You are giving your best content to Facebook

The analogy of feudal farming is often used for the relationship that Facebook has with its users. Ever read those terms and conditions of use? Facebook acquire rights in everything posted on their systems. It’s a self-fulfilling circle too: The more content you give them for free the more valuable Facebook becomes. So you do the work, they get the benefit through exposure, SEO and the advertising they can sell on the back of it. The phrase share-cropping has been used both to describe the phenomena in terms of farming and now also online content.

Facebook has all the control

Just like those medieval farming landlords, Facebook holds all the cards too. It’s actually very easy to violate Facebook’s terms and conditions, which means if they want to they can kick you off as no notice. With no access to that customer base you built up, no access to all of your content and no way of letting people know, your business dies in an instant. It needn’t be kicking you off either. Facebook – like other networks – are regularly tweaking their terms and conditions to eek a little bit more. What if Facebook decided to suddenly start charing a fee for you posting all that content. Yes there would probably be uproar and bad PR for the social network giant, but it might not stop them and where would that leave you?

Facebook doesn’t know who you are

So whilst the Facebook content model is akin to the landlord and tenant relationship in the real world, it’s different because despite all the personalisation, big data and targeting, Facebook as your landlord doesn’t really know you. It knows what you have done, but it can’t understand the social impact of other factors that regularly impinge on business. It’s not fair to really say it doesn’t care, but in reality what you do on a day to day basis as an individual has little or no relevance to their larger business model. It’s not like you can have a quiet pint or coffee with them if you are in a bit of a tight hole, there isn’t that flexibility in the relationship you have.

Facebook may not be around for ever

Of course, with that sort of usership it is difficult to consider such a fall from grace, but what about MySpace? What about Nokia in the mobile world and possibly now Blackberry too. Things do change and if you have put all your eggs in a single basket, you could risk losing them all or at least ending up with some damaged goods that leaves you behind the competition.

You need to spread the risk and stay in control

Nobody is saying ignore Facebook or social. Each and every channel could be relevant to your marketing mix and helping spread and build your business, but it needs to be a mix and you need to have a section of that that you truly control. So make sure that even if your focus is social, that your customers have a hub website to come back to. To find you, whatever the weather. Something reliable that can even be just a single page that is a signpost to everything else you are doing elsewhere. With 123-reg that could even be a free InstantSite starter package that comes packaged with your domain purchase, or shared web hosting for less than the cost of a decent meal out for two.
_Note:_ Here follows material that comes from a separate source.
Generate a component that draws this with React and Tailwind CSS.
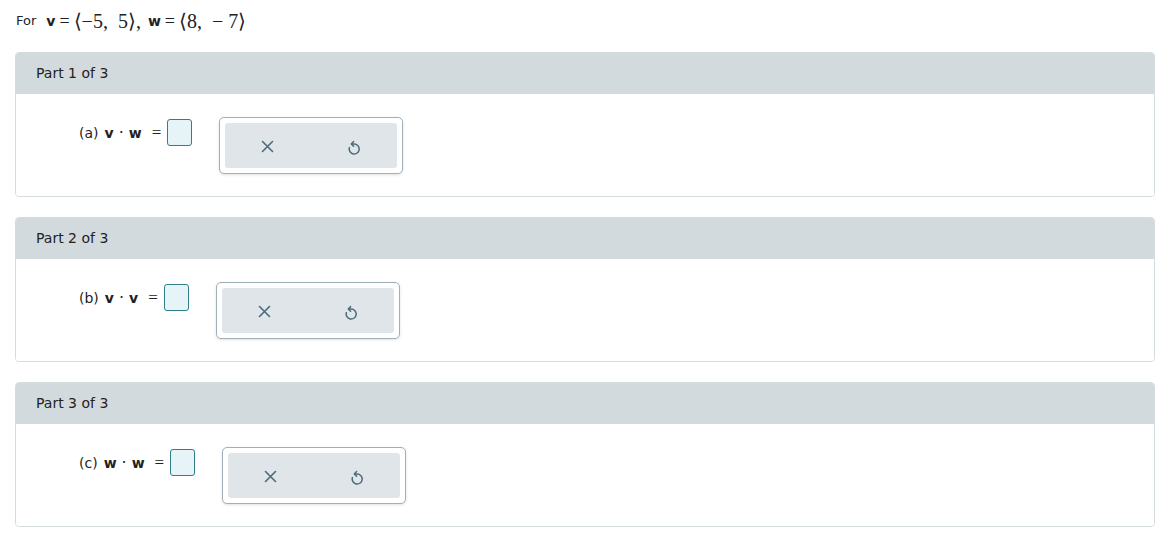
import React from "react";

const serif = { fontFamily: '"Liberation Serif", serif' };

function XIcon() {
  return (
    <svg width="13" height="13" viewBox="0 0 13 13" fill="none">
      <path d="M1.5 1.5 L11.5 11.5 M11.5 1.5 L1.5 11.5" stroke="#4b6b78" strokeWidth="1.6" strokeLinecap="round" />
    </svg>
  );
}

function UndoIcon() {
  return (
    <svg width="14" height="16" viewBox="0 0 14 16" fill="none">
      <path d="M2.4 8.6 A5 5 0 1 0 7.2 5 L4.6 5" stroke="#4b6b78" strokeWidth="1.5" strokeLinecap="round" strokeLinejoin="round" />
      <path d="M6.6 2.6 L4.3 5 L6.6 7.2" stroke="#4b6b78" strokeWidth="1.5" strokeLinecap="round" strokeLinejoin="round" />
    </svg>
  );
}

function Part({ n, label, a, b }) {
  return (
    <div className="border border-[#d5dcdf] rounded-[4px] overflow-hidden">
      <div className="h-[41px] bg-[#d2dadd] flex items-center pl-[20px] text-[14px] text-[#222]">
        Part {n} of 3
      </div>
      <div className="h-[102px] bg-white pl-[63px] pt-[24px]">
        <div className="flex items-start">
          <div className="flex items-center h-[28px] text-[14px] text-[#222]">
            <span className="mt-[2px]">({label})</span>
            <b className="ml-[6px] mt-[2px] font-bold">{a}</b>
            <span className="mx-[5px] mt-[2px] text-[16px] leading-none">·</span>
            <b className="font-bold mt-[2px]">{b}</b>
            <span className="ml-[10px] mr-[6px] mt-[2px] text-[17px]" style={serif}>=</span>
            <div className="w-[25px] h-[27px] border border-[#2e7f8b] rounded-[3px] bg-[#e6f4f8]" />
          </div>
          <div className="ml-[27px] mt-[-1px] w-[184px] h-[57px] border border-[#9fb0b8] rounded-[5px] bg-white p-[5px] shadow-[0_1px_3px_rgba(0,0,0,0.12)]">
            <div className="w-full h-full bg-[#dfe5e8] rounded-[3px] flex items-center">
              <div className="w-[84px] flex justify-center pl-[1px] mt-[2px]"><XIcon /></div>
              <div className="w-[88px] flex justify-center pl-[2px] mt-[2px]"><UndoIcon /></div>
            </div>
          </div>
        </div>
      </div>
    </div>
  );
}

export default function App() {
  return (
    <div className="bg-white min-h-[535px] px-[15px] pr-[17px]" style={{ fontFamily: '"DejaVu Sans", Verdana, sans-serif' }}>
      <div className="h-[42px] flex items-center pl-[1px] text-[13px] text-[#222]">
        <span>For</span>
        <b className="ml-[10px] text-[14px] font-bold">v</b>
        <span className="mx-[4px] text-[18px]" style={serif}>=</span>
        <span className="text-[20px]" style={serif}>⟨−5,&nbsp; 5⟩,</span>
        <b className="ml-[7px] text-[14px] font-bold">w</b>
        <span className="mx-[4px] text-[18px]" style={serif}>=</span>
        <span className="text-[20px]" style={serif}>⟨8,&nbsp; − 7⟩</span>
      </div>
      <div className="mt-[10px] flex flex-col gap-[20px]">
        <Part n={1} label="a" a="v" b="w" />
        <Part n={2} label="b" a="v" b="v" />
        <Part n={3} label="c" a="w" b="w" />
      </div>
    </div>
  );
}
Yes, Facebook is free but as with everything free, there are certain restrictions and even more potential restrictions which actually offer a threat to your business success. It’s not fair to say that it’s only Facebook who offer this threat either. Google is in another power-seat and shows its ability to stay in control every few months with a new search algorithm that we all jump and change our strategy for. There’s eBay too. Many small businesses begin as back-bedroom start-up selling via the online auction system, but again far too many rely to heavily on it – often as its only sales channel. EBay could realistically push its prices up overnight and hundreds of thousands of small businesses would be powerless to do anything but absorb the costs or push them on to their customers.

By investing a little into your own website presence away from just social you can proactively protect your business, build some assets and give your credibility a boost to any potential new customers.